Jesus lived and died a Jew. This description of his Jewish mother and Jewish foster father bringing him to the Jerusalem temple forty days after his birth so that Mary could go through the purification ritual prescribed by Leviticus 12 and also that the first-born child could be consecrated according to the law of Exodus 13: 2, 12. Luke’s choice of language highlights of irony: the one who was announced to the shepherds as “Messiah and Lord” being now “presented to the Lord” according to the “law of the Lord” and offering a sacrifice “in accordance with the dictate in the law of the Lord.” This language faces, straight on, the mystery of the divine Son in solidarity with humanity by living out the practices of an ordinary Jewish family.
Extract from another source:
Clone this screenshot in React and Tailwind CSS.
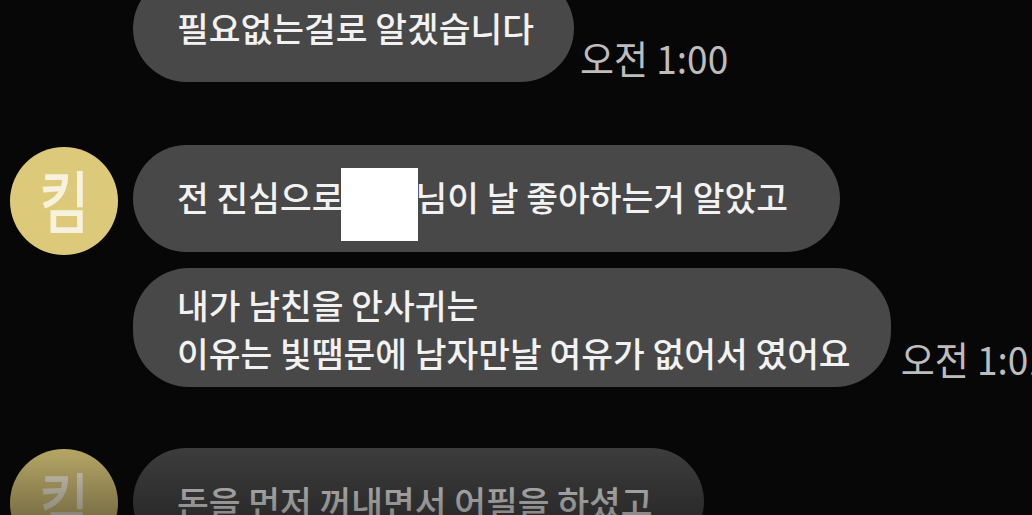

The last verse of the Gospel reading hints in a single sentence how that human solidarity will be lived out for the next thirty years: “The child grew and became strong, filled with wisdom; and the favor of God was upon him.” We sometimes forget that Jesus’ full humanity required him to learn his mother-tongue like any other child, mainly from his mother. But there’s more to this passage. In the response of old man Simeon, Luke has given us a canticle that has long served as the evening prayer of the Church in the Liturgy of the Hours, called by the words that begin it in Latin, Nunc Dimittis (“Now you may dismiss . . .”). The song uses words from Isaiah (42:6 and 49:9) to celebrate who this child is going to turn out to be, “a light for revelation to the Gentiles, and glory for your people Israel.” The people of Israel had long identified their community as embodying the vocation of the Servant of the Lord that Isaiah here describes as a “light for the Nations (or le’goiim).” I once heard a Jewish scholar leaving a divinity school to teach a state university describe himself in his farewell address with those words: “Yes, I’m going to be an or le’goiim.” Luke shows how the early church applied those words both to Jesus
(as here in Simeon’s canticle) and to the church itself, as
it carries out Jesus’ mission. When Paul and Barnabas meet
with some rejection by the synagogue in Antioch of Pisidia, he applies
Isaiah Servant song about himself and Barnabas: “We now
turn to the Gentiles. For so the Lord has commanded us, ‘I
have made you a light to the Gentiles, that you may be an instrument
of salvation to the ends of the earth’” (Acts 13:4-47).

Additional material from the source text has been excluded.